Supporters of WTO dispute settlement point out that authorized retaliation under DSU Article 22 remains formally available even without Appellate Body review, though in practice the absence of the Appellate Body allows losing parties to file appeals that go unresolved, effectively blocking DSB authorization of retaliation. They also note that while the United States has complied with many adverse rulings historically, it also has a documented record of significant non-compliance, including at least 10 pending cases of non-implementation. Reputational and diplomatic costs may still create some reasons to comply even when formal enforcement is limited.

In this specific context, however, those reasons face a harder test. The administration has already taken on substantial WTO friction across multiple tariff actions. The bilateral deal structure is designed to produce country-specific concessions that reduce each affected party’s individual reason to mount a broad legal challenge.
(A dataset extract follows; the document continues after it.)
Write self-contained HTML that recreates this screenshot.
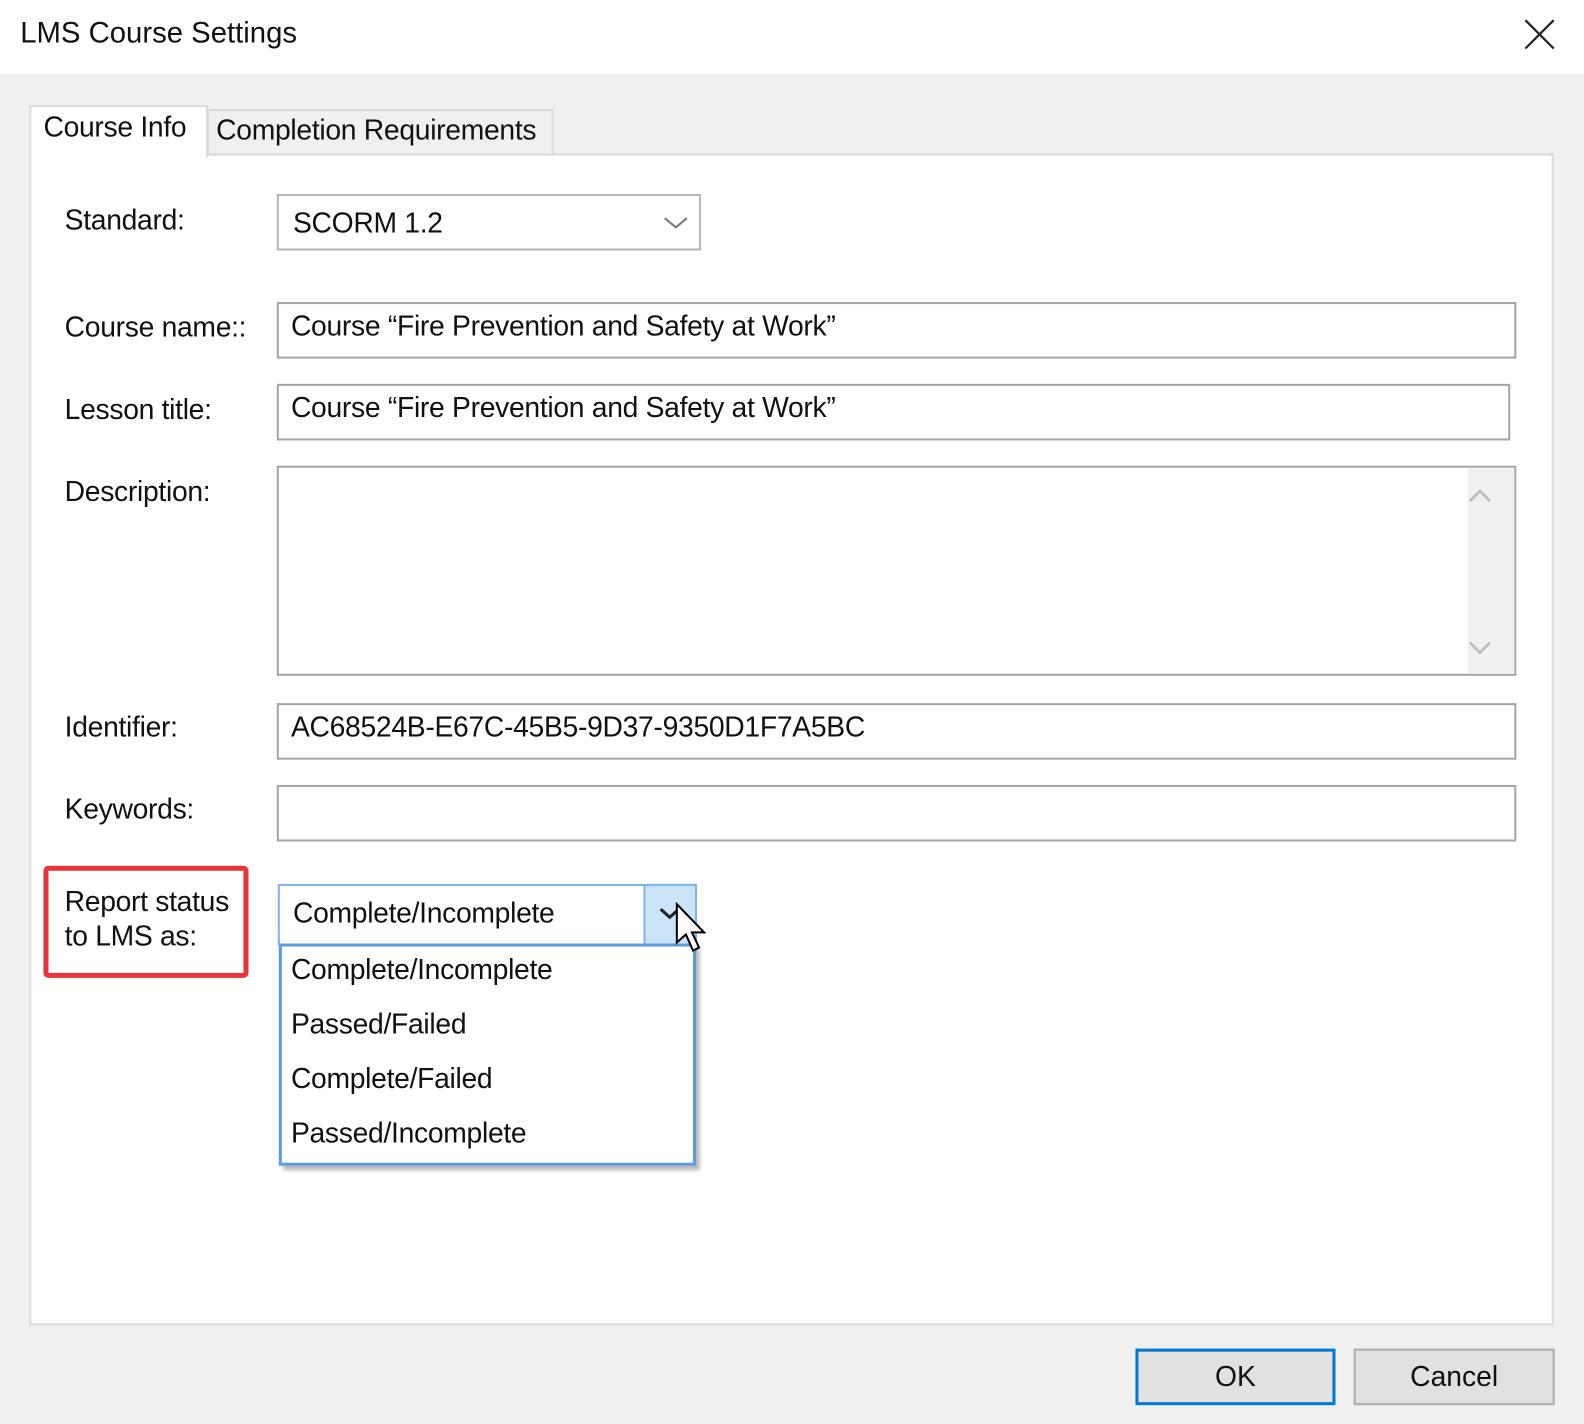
<!DOCTYPE html>
<html><head><style>
*{box-sizing:border-box;margin:0;padding:0}
body{width:1584px;height:1424px;background:#f0f0f0;font-family:"Liberation Sans",sans-serif;color:#111;position:relative;overflow:hidden;font-size:28px}
#w{position:absolute;left:0;top:0;width:1568px;height:1410px;transform:scale(1.0102);transform-origin:0 0}
.a{position:absolute;white-space:nowrap}
.box{position:absolute;background:#fff;border:2px solid #a5a5a5}
.lbl{position:absolute;left:64px;font-size:28px;letter-spacing:-0.3px}
.val{position:absolute;left:12px;top:6px;font-size:28px;letter-spacing:-0.3px}
</style></head><body><div id="w">
<div class="a" style="left:0;top:0;width:1584px;height:73px;background:#fff"></div>
<div class="a" style="left:20px;top:17px;font-size:29px">LMS Course Settings</div>
<svg class="a" style="left:1508px;top:18px" width="32" height="32"><path d="M2 2L30 30M30 2L2 30" stroke="#222" stroke-width="2.2"/></svg>

<div class="a" style="left:205px;top:108px;width:343px;height:46px;background:#f0f0f0;border:2px solid #dadada;border-bottom:none"></div>
<div class="a" style="left:214px;top:113px;font-size:28px;letter-spacing:-0.3px">Completion Requirements</div>
<div class="a" style="left:29px;top:152px;width:1509px;height:1160px;background:#fff;border:2px solid #dadada"></div>
<div class="a" style="left:29px;top:104px;width:177px;height:52px;background:#fff;border:2px solid #dadada;border-bottom:none"></div>
<div class="a" style="left:43px;top:110px;font-size:28px;letter-spacing:-0.3px">Course Info</div>

<div class="lbl" style="top:202px">Standard:</div>
<div class="box" style="left:274px;top:192px;width:420px;height:56px;border-color:#b5b5b5"><div class="val" style="left:14px;top:11px">SCORM 1.2</div>
<svg class="a" style="left:380px;top:20px" width="26" height="14"><path d="M2 2L13 11L24 2" stroke="#777" stroke-width="2" fill="none"/></svg></div>

<div class="lbl" style="top:308px">Course name::</div>
<div class="box" style="left:274px;top:299px;width:1227px;height:56px"><div class="val">Course “Fire Prevention and Safety at Work”</div></div>
<div class="lbl" style="top:390px">Lesson title:</div>
<div class="box" style="left:274px;top:380px;width:1221px;height:56px"><div class="val">Course “Fire Prevention and Safety at Work”</div></div>
<div class="lbl" style="top:471px">Description:</div>
<div class="box" style="left:274px;top:461px;width:1227px;height:208px">
<div class="a" style="right:0;top:0;width:46px;height:204px;background:#f0f0f0"></div>
<svg class="a" style="left:1176px;top:20px" width="26" height="16"><path d="M3 13L13 3L23 13" stroke="#bbb" stroke-width="2.5" fill="none"/></svg>
<svg class="a" style="left:1176px;top:170px" width="26" height="16"><path d="M3 3L13 13L23 3" stroke="#bbb" stroke-width="2.5" fill="none"/></svg>
</div>
<div class="lbl" style="top:704px">Identifier:</div>
<div class="box" style="left:274px;top:696px;width:1227px;height:56px"><div class="val">AC68524B-E67C-45B5-9D37-9350D1F7A5BC</div></div>
<div class="lbl" style="top:785px">Keywords:</div>
<div class="box" style="left:274px;top:777px;width:1227px;height:56px"></div>

<div class="a" style="left:43px;top:857px;width:203px;height:111px;border:5px solid #e8343a;border-radius:5px"></div>
<div class="a" style="left:64px;top:876px;font-size:28px;line-height:34px;letter-spacing:-0.3px">Report status<br>to LMS as:</div>

<div class="a" style="left:275px;top:875px;width:415px;height:61px;background:#fff;border:2px solid #7eb4ea"></div>
<div class="a" style="left:637px;top:875px;width:53px;height:61px;background:#cce4f7;border:2px solid #7eb4ea"></div>
<div class="a" style="left:290px;top:888px;font-size:28px;letter-spacing:-0.3px">Complete/Incomplete</div>
<svg class="a" style="left:652px;top:897px" width="22" height="14"><path d="M2 3L11 11L20 3" stroke="#222" stroke-width="3" fill="none"/></svg>
<div class="a" style="left:276px;top:934px;width:413px;height:220px;background:#fff;border:3px solid #5b9be0;box-shadow:4px 4px 4px rgba(0,0,0,.3)"></div>
<div class="a" style="left:288px;top:933px;font-size:28px;line-height:54px;letter-spacing:-0.3px">Complete/Incomplete<br>Passed/Failed<br>Complete/Failed<br>Passed/Incomplete</div>
<svg class="a" style="left:668px;top:893px" width="38" height="52"><path d="M2 2L2 40L11 32L18 48L24 45L17 30L29 30Z" fill="#fff" stroke="#000" stroke-width="2"/></svg>

<div class="a" style="left:1124px;top:1335px;width:198px;height:56px;background:#e1e1e1;border:3px solid #0078d7"></div>
<div class="a" style="left:1124px;top:1347px;width:198px;text-align:center;font-size:28px">OK</div>
<div class="a" style="left:1340px;top:1335px;width:199px;height:56px;background:#e1e1e1;border:2px solid #adadad"></div>
<div class="a" style="left:1340px;top:1347px;width:199px;text-align:center;font-size:28px">Cancel</div>
</div></body></html>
The Appellate Body’s paralysis since 2019 clearly weakens enforcement of any successful MFN challenge. A first-instance panel ruling can be appealed into a void, leaving the losing party free to keep the challenged measure in place indefinitely. That structural weakness may matter as much as any specific legal exception the administration uses.

In the specific context of unequal Section 232 reductions, those reasons are weaker than usual. The administration has already shown willingness to absorb WTO friction in exchange for bilateral concessions, and no challenge to the Korea deal’s MFN implications has been filed as of late February 2026.

The auto tariff rate is settled for now. The Section 301 digital services investigations suggest a separate negotiation track on platform regulation could open within the year. That track is one the existing KORUS modification does not address. Whether the bilateral structure being assembled deal by deal can exist alongside the MFN-based multilateral order, and whether WTO dispute panels or federal courts will ultimately test that question, remains truly open.